Rural workers are extremely concerned that should this governments' plans to abolish the Agricultural Wages Board go ahead, they will face diminishing pay and conditions. Unite believes that this goes to show that the Tory-led government is completely out of touch with the countryside.

In a joint-campaign with the Labour Party, Unite has been working to stop the plans to abolition of the Agricultural Wages Board (AWB) for England and Wales, which was set up in 1923 specifically to protect the pay and conditions of these vulnerable rural workers.

Unite national officer, Cath Speight, said: “Unite fully supports this fight back to defend these rural workers and their communities. We have many thousands of rural members who face a serious attack on their livelihoods if the AWB is abolished.

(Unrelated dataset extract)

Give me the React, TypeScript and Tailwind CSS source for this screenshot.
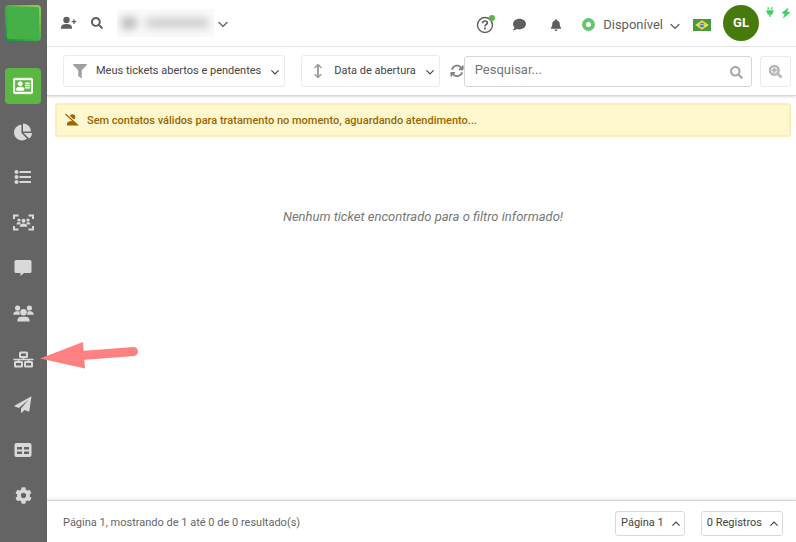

“Our members are struggling to survive in the face of rising costs and higher food prices and our main concern is that if the AWB is abolished, they will see their pay-packets diminish and will only increase their problems. We must not allow this to happen.”

The AWB not only sets the pay rates for over 150,000 rural workers in England and Wales, but it also covers their holiday and sick pay entitlements and overtime premiums.